╭──

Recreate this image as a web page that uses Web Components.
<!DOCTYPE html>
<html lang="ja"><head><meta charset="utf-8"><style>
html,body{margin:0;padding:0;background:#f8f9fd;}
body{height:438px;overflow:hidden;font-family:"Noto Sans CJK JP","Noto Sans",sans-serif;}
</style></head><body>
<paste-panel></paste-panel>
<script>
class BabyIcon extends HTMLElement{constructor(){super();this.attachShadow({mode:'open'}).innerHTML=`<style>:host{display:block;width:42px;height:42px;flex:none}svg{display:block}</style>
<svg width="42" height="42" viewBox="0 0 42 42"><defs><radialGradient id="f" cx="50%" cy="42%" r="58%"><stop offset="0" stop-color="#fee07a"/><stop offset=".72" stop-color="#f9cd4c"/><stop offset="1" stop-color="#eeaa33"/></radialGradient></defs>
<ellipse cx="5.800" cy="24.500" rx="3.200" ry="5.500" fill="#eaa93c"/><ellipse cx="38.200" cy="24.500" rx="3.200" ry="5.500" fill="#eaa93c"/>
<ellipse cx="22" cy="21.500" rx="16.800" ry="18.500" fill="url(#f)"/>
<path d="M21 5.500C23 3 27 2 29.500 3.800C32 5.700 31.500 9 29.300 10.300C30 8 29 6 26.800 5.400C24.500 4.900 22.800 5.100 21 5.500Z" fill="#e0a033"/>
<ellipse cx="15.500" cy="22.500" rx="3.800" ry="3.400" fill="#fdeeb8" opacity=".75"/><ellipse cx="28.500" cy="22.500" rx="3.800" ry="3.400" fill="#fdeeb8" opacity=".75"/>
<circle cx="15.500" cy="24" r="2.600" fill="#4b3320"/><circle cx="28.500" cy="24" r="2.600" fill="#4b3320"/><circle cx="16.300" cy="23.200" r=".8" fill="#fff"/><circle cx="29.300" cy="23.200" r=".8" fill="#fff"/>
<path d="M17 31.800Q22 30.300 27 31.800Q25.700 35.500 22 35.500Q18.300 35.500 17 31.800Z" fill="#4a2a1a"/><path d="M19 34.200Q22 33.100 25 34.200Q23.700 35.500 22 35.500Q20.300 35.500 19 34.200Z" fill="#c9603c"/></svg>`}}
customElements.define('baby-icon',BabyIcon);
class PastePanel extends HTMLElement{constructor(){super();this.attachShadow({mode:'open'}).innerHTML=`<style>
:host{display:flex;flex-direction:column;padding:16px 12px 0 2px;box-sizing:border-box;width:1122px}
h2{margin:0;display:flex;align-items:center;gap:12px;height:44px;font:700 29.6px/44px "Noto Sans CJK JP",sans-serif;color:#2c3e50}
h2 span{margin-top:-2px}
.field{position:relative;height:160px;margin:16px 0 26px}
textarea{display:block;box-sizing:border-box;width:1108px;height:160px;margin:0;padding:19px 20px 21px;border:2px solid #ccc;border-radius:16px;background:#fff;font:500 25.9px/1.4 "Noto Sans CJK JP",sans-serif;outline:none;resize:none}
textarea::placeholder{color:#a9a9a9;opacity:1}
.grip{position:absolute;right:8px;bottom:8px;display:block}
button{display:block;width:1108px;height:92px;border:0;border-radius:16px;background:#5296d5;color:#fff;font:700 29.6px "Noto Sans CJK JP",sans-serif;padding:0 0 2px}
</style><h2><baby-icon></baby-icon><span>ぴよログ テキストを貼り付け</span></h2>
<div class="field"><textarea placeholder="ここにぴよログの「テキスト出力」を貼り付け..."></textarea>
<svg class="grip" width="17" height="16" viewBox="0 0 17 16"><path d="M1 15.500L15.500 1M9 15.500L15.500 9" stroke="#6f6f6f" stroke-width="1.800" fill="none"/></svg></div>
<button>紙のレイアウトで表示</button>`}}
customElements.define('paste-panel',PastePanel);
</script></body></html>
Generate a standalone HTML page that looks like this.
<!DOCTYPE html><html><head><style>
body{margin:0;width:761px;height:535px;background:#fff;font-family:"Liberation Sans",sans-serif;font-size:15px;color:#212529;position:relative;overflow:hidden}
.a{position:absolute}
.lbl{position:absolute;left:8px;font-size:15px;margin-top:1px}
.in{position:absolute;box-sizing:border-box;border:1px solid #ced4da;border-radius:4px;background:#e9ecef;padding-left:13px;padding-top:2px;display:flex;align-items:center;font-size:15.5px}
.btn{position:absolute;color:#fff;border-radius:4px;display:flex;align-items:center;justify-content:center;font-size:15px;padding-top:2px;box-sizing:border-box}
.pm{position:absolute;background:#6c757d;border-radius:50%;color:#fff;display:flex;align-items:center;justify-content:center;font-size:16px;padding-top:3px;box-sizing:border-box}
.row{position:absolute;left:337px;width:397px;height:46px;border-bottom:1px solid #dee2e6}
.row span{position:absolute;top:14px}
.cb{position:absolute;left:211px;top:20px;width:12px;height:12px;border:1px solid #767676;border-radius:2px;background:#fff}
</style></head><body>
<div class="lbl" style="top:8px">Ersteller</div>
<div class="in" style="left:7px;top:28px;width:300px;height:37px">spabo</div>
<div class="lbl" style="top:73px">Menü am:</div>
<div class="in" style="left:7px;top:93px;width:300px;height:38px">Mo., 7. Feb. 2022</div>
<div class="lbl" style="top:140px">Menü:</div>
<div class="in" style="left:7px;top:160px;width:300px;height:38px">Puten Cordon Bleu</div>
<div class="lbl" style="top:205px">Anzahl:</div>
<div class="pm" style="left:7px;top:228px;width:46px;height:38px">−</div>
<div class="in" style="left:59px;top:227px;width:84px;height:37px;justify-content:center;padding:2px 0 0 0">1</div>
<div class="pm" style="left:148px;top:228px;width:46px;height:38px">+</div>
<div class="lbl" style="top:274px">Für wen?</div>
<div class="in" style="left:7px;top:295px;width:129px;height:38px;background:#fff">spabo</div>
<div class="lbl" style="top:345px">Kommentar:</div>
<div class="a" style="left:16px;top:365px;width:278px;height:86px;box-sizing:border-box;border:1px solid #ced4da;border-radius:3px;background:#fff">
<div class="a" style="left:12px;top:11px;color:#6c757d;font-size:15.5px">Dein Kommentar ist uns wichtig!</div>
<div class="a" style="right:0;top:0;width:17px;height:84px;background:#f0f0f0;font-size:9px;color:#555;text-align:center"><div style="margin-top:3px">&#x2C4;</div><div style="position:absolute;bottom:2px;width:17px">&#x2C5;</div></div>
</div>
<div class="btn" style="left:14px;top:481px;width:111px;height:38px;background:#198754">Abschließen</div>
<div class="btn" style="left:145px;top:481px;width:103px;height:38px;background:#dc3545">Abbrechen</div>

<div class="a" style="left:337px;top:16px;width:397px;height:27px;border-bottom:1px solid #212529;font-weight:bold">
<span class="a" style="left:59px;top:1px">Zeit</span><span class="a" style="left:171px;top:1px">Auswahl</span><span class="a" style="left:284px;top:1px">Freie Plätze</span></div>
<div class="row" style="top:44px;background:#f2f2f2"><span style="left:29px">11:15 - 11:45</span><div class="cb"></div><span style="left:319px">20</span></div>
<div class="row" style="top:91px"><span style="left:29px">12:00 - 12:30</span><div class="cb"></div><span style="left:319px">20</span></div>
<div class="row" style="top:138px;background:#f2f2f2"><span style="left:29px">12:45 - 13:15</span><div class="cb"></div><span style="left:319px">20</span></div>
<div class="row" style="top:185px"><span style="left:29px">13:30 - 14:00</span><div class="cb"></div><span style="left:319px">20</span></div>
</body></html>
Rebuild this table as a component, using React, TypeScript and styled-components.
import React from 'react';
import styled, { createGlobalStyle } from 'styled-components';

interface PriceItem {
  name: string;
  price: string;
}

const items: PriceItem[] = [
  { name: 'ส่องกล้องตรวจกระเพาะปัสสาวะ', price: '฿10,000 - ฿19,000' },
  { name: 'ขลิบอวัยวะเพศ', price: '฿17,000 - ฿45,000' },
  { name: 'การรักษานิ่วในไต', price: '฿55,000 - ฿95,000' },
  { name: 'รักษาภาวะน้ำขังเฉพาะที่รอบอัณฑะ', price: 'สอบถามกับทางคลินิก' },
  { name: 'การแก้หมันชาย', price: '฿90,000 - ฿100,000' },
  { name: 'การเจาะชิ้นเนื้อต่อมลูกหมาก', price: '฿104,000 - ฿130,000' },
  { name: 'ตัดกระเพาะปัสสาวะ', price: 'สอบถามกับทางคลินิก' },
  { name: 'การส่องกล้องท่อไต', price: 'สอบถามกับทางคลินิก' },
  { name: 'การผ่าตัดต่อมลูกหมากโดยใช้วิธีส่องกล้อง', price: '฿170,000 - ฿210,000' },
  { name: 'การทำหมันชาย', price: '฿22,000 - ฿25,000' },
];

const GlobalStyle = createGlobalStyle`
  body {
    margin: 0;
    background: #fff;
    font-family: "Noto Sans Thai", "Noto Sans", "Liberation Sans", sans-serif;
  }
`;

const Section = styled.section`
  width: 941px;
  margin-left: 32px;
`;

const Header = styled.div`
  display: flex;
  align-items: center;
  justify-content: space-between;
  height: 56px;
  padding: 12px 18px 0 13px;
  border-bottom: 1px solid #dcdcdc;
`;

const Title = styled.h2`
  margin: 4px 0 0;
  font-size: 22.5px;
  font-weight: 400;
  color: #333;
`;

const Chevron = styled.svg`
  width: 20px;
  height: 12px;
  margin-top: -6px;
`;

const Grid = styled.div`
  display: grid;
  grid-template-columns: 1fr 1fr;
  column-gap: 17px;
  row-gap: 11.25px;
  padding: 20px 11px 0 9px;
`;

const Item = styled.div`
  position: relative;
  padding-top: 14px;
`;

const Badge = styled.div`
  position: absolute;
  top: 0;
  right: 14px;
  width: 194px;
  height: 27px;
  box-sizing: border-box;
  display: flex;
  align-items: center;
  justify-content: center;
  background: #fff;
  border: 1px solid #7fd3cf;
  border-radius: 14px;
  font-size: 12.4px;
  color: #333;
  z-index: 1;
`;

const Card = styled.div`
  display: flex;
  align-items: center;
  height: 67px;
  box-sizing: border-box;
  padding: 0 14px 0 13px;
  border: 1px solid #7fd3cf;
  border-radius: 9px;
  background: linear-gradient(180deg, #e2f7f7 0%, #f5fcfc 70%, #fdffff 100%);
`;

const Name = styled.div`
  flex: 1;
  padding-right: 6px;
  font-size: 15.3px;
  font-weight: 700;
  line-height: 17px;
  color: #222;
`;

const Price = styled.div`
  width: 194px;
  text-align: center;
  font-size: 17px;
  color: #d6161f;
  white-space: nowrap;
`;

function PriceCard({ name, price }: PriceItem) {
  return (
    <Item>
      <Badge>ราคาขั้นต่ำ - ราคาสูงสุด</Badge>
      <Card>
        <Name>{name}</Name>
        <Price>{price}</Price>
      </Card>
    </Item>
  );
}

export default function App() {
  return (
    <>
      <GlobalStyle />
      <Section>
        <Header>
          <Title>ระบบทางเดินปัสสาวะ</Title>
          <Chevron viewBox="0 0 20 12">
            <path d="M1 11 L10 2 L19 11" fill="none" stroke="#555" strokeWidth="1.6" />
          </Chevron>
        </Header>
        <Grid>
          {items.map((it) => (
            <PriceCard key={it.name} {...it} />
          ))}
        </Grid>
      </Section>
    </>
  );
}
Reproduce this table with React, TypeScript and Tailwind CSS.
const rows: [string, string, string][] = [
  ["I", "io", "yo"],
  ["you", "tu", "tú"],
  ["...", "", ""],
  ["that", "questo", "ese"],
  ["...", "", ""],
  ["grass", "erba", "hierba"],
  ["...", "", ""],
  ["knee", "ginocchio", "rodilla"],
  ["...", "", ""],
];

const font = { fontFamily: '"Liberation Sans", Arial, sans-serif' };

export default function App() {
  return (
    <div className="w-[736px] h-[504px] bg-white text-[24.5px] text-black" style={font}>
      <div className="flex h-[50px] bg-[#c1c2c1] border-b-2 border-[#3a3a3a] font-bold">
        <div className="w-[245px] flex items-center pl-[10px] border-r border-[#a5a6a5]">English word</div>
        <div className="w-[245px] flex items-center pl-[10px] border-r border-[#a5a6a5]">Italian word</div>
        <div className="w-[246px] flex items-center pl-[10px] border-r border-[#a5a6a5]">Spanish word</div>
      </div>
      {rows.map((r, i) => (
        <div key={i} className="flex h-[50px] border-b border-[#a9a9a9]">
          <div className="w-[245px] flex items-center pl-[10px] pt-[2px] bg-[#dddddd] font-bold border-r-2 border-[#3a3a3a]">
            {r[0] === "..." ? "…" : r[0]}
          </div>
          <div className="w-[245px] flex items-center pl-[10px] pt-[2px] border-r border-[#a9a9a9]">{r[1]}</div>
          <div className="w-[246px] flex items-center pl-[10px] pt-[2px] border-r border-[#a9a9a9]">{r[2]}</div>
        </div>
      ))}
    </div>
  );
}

╰──

Exercise details >>
A single figure is required: the number of lines above in which the word "page" occurs.

Answer to the task >>
2